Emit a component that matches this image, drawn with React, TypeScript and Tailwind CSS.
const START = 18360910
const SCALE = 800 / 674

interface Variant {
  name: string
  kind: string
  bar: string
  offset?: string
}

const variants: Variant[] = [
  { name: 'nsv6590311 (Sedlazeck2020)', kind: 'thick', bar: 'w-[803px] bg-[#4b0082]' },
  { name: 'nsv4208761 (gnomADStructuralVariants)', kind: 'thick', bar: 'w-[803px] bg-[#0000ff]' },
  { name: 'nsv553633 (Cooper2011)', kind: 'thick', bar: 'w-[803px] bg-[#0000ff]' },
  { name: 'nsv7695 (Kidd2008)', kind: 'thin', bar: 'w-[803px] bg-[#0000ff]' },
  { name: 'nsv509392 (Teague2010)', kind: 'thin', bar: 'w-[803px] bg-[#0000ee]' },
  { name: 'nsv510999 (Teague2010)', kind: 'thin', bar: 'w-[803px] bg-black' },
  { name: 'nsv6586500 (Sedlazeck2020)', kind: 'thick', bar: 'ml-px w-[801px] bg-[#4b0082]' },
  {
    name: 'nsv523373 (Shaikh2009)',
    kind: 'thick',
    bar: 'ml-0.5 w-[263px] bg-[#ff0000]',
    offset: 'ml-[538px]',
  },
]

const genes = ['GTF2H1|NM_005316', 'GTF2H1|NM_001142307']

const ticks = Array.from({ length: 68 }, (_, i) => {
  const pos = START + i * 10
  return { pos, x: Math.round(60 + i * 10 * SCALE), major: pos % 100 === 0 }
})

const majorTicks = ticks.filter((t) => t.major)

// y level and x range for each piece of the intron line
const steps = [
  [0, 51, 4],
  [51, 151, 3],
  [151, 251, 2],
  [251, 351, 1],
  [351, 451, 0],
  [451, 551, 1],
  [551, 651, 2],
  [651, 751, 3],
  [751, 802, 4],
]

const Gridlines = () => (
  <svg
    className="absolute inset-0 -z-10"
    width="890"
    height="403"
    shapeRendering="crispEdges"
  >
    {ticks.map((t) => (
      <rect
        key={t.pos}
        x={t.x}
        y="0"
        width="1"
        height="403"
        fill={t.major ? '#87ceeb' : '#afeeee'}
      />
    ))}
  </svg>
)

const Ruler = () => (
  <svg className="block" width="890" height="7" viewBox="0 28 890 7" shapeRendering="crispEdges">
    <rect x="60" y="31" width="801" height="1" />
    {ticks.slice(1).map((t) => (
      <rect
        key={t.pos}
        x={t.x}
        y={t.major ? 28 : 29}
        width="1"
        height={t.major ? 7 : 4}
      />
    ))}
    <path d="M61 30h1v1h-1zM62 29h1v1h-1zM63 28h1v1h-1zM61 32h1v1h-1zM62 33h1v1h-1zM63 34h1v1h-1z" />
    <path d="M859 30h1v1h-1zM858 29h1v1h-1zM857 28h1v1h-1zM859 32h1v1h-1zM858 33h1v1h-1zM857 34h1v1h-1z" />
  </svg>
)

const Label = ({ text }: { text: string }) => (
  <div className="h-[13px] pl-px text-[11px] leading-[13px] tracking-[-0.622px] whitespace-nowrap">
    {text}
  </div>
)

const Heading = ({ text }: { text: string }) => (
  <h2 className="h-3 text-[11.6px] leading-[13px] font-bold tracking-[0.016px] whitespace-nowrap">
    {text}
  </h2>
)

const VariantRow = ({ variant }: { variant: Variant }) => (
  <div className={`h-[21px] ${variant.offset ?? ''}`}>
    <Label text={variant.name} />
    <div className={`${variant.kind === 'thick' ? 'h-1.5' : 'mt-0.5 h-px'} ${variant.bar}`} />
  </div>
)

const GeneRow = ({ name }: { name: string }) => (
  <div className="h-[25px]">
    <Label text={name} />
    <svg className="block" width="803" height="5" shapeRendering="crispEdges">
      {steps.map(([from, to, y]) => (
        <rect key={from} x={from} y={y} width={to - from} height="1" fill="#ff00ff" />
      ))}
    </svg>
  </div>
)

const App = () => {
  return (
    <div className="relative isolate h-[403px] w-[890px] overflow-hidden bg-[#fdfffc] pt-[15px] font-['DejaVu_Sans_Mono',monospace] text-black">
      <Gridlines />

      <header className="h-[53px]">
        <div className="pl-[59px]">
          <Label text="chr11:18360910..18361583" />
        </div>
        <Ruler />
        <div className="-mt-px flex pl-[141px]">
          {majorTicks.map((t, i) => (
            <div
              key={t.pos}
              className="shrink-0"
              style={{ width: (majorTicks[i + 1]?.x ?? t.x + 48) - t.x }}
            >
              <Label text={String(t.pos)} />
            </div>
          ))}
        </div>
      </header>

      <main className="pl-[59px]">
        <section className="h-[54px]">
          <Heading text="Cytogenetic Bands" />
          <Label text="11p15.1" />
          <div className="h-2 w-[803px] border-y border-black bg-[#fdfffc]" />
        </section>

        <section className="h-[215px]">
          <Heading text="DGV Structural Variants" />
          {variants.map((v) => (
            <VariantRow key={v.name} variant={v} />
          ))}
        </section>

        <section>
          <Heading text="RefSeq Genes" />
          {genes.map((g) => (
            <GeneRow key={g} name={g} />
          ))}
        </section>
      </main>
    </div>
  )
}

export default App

* * *

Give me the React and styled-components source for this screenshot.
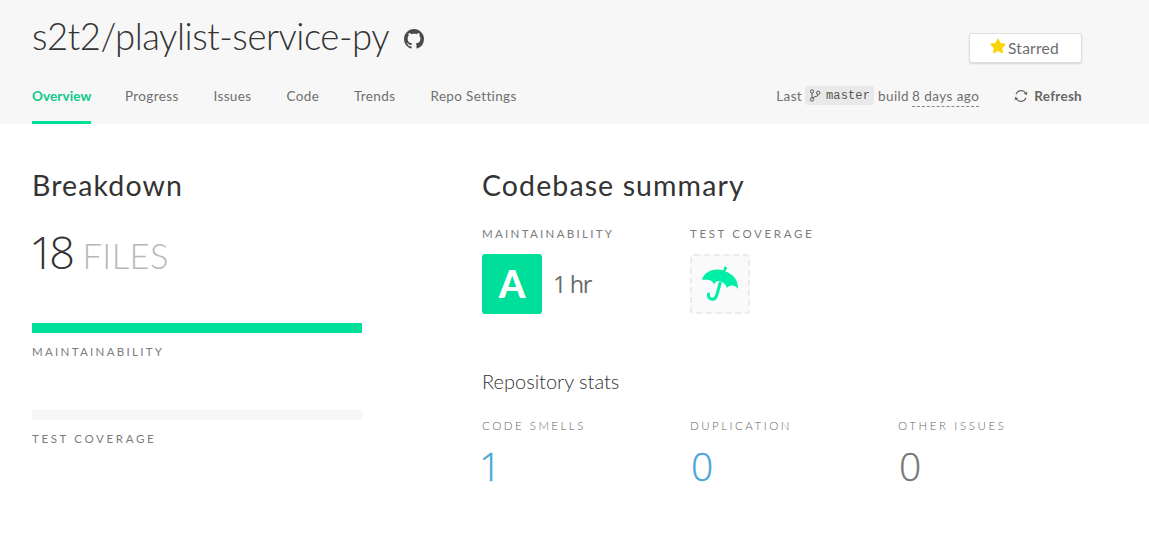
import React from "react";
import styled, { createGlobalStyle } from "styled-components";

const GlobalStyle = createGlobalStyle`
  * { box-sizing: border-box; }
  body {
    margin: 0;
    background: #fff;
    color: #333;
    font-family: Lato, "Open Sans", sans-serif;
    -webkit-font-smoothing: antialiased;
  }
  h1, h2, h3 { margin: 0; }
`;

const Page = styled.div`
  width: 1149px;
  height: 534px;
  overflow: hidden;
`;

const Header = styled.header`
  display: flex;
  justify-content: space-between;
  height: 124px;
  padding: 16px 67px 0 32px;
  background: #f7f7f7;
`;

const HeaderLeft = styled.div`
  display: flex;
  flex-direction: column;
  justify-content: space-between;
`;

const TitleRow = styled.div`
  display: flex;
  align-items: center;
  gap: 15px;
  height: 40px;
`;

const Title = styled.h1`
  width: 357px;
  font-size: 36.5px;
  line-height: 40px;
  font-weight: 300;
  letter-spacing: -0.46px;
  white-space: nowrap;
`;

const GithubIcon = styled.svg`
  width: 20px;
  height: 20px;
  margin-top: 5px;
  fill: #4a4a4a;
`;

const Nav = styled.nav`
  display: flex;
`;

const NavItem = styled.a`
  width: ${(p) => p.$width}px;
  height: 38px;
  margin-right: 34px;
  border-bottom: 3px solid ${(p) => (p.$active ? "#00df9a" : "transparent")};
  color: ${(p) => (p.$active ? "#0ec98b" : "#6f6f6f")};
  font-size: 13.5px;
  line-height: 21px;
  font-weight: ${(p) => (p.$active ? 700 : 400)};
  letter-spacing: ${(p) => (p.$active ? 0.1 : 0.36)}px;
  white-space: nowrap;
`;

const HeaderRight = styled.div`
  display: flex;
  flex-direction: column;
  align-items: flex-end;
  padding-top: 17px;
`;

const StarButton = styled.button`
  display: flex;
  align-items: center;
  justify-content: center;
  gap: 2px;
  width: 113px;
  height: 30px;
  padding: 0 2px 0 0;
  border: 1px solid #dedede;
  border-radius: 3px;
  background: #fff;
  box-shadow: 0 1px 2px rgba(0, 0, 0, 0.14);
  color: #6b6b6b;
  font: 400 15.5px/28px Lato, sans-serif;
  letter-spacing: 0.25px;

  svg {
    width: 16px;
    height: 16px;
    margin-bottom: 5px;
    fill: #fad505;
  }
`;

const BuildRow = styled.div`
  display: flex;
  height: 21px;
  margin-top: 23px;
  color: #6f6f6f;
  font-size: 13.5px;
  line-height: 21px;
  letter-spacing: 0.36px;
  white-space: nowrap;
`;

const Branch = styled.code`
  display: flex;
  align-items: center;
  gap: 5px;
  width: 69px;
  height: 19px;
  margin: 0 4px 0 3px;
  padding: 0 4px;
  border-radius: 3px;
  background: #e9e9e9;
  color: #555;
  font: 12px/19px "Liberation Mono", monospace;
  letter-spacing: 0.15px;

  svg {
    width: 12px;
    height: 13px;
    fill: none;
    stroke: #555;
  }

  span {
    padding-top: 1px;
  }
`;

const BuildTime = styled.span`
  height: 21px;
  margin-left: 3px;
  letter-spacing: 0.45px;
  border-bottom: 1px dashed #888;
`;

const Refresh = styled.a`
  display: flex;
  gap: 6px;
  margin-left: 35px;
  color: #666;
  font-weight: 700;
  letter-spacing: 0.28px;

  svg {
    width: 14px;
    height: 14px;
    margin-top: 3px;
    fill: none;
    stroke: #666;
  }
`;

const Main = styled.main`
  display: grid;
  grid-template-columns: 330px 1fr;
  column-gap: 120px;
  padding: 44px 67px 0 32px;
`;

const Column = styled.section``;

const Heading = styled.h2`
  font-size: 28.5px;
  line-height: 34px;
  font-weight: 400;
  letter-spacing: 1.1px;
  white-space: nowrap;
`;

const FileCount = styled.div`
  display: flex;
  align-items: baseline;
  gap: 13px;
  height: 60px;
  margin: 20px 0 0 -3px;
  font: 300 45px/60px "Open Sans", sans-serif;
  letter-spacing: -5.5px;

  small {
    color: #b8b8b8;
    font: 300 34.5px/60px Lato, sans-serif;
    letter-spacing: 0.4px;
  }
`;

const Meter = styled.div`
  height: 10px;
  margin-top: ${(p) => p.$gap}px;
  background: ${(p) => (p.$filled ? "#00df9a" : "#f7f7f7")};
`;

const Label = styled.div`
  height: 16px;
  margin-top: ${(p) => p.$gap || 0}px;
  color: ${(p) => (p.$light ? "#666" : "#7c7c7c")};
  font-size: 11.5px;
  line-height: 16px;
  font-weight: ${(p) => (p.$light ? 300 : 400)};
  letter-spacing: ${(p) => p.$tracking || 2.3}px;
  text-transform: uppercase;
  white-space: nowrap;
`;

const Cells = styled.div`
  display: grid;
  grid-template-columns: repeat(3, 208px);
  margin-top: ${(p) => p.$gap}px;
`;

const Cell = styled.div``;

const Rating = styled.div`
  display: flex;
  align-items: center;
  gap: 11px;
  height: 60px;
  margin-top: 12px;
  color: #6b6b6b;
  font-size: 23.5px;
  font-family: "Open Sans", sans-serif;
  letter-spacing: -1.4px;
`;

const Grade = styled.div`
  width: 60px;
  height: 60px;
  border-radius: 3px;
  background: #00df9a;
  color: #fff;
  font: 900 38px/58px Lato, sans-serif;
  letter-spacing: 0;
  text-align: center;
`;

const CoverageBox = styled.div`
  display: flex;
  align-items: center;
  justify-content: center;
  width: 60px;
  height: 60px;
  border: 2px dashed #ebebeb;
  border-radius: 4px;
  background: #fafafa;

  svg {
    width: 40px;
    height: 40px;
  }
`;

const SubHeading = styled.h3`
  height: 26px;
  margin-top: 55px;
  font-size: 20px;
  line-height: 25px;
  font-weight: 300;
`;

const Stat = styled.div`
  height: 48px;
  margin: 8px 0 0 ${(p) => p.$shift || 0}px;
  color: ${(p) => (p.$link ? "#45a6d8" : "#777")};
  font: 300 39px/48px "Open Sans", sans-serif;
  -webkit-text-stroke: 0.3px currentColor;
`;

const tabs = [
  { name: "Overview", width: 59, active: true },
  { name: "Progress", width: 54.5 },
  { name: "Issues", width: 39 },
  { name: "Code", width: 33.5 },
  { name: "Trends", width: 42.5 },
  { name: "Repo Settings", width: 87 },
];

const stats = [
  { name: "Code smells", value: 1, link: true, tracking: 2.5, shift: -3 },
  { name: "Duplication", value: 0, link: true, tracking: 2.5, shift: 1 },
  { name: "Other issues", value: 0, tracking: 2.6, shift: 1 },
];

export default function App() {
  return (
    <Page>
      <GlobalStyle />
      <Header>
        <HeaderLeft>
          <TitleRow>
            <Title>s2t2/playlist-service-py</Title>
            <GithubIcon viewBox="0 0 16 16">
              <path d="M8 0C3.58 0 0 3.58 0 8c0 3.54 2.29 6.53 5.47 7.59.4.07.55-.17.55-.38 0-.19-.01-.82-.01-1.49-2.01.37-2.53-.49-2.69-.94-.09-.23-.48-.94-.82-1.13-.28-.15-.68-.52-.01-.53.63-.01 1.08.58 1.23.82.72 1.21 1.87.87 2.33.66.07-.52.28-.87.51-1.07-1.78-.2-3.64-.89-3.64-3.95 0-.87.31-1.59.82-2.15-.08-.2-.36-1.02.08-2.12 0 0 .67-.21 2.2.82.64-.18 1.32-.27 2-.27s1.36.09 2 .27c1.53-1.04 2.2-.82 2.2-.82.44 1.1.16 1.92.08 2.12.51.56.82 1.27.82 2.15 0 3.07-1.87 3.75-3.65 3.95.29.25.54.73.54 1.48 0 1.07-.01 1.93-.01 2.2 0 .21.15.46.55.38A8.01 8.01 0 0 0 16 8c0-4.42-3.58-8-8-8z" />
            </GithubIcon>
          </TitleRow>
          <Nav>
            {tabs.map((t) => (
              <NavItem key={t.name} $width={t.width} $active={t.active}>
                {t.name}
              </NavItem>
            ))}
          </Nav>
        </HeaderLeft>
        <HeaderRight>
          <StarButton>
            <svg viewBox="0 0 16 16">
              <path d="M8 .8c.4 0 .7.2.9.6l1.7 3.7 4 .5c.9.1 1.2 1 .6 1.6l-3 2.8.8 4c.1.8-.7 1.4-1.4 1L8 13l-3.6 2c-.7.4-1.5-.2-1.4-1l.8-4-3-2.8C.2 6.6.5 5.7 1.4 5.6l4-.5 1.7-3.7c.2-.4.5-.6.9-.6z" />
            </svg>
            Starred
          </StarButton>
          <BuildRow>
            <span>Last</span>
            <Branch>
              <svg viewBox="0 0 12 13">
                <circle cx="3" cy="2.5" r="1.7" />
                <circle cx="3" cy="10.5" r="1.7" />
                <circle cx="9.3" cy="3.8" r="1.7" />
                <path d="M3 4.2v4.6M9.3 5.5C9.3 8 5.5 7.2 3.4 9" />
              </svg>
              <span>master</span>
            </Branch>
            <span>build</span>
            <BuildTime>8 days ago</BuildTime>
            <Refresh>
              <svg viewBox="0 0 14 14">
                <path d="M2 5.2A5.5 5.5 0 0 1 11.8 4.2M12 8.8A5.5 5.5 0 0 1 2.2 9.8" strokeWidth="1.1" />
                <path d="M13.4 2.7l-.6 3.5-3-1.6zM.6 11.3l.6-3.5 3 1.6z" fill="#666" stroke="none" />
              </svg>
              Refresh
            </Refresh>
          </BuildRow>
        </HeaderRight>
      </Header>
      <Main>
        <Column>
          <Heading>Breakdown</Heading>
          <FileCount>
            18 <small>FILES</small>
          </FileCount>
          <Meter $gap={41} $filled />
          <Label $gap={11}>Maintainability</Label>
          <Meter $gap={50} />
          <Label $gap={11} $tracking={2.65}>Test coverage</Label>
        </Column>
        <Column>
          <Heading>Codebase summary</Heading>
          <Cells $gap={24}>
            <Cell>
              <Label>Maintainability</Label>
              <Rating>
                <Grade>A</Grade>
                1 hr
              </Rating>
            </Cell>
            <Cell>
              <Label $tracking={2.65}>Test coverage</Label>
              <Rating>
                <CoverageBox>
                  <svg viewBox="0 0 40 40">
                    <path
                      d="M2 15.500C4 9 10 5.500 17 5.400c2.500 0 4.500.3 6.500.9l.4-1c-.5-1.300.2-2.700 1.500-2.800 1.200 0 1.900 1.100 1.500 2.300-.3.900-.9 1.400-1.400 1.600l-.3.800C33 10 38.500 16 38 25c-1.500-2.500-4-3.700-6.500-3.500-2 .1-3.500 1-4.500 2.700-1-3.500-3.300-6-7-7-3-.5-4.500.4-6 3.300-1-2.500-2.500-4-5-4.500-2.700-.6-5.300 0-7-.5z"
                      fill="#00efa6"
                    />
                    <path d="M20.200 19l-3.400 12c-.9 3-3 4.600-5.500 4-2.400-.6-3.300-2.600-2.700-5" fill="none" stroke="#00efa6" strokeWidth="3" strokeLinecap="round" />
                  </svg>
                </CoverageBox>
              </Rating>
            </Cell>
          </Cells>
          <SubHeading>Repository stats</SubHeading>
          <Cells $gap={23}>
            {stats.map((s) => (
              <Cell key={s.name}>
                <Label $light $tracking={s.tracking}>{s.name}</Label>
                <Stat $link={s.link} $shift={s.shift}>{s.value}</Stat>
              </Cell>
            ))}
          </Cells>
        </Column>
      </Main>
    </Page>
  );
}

### DIRECTIONS FOR THIS TASK
Within the material above, transcribe exactly the lines that run from the line holding "Emit a component" through the line holding "const majorTicks = ticks.filter((t)".

### ANSWER TO THIS TASK
Emit a component that matches this image, drawn with React, TypeScript and Tailwind CSS.
const START = 18360910
const SCALE = 800 / 674

interface Variant {
  name: string
  kind: string
  bar: string
  offset?: string
}

const variants: Variant[] = [
  { name: 'nsv6590311 (Sedlazeck2020)', kind: 'thick', bar: 'w-[803px] bg-[#4b0082]' },
  { name: 'nsv4208761 (gnomADStructuralVariants)', kind: 'thick', bar: 'w-[803px] bg-[#0000ff]' },
  { name: 'nsv553633 (Cooper2011)', kind: 'thick', bar: 'w-[803px] bg-[#0000ff]' },
  { name: 'nsv7695 (Kidd2008)', kind: 'thin', bar: 'w-[803px] bg-[#0000ff]' },
  { name: 'nsv509392 (Teague2010)', kind: 'thin', bar: 'w-[803px] bg-[#0000ee]' },
  { name: 'nsv510999 (Teague2010)', kind: 'thin', bar: 'w-[803px] bg-black' },
  { name: 'nsv6586500 (Sedlazeck2020)', kind: 'thick', bar: 'ml-px w-[801px] bg-[#4b0082]' },
  {
    name: 'nsv523373 (Shaikh2009)',
    kind: 'thick',
    bar: 'ml-0.5 w-[263px] bg-[#ff0000]',
    offset: 'ml-[538px]',
  },
]

const genes = ['GTF2H1|NM_005316', 'GTF2H1|NM_001142307']

const ticks = Array.from({ length: 68 }, (_, i) => {
  const pos = START + i * 10
  return { pos, x: Math.round(60 + i * 10 * SCALE), major: pos % 100 === 0 }
})

const majorTicks = ticks.filter((t) => t.major)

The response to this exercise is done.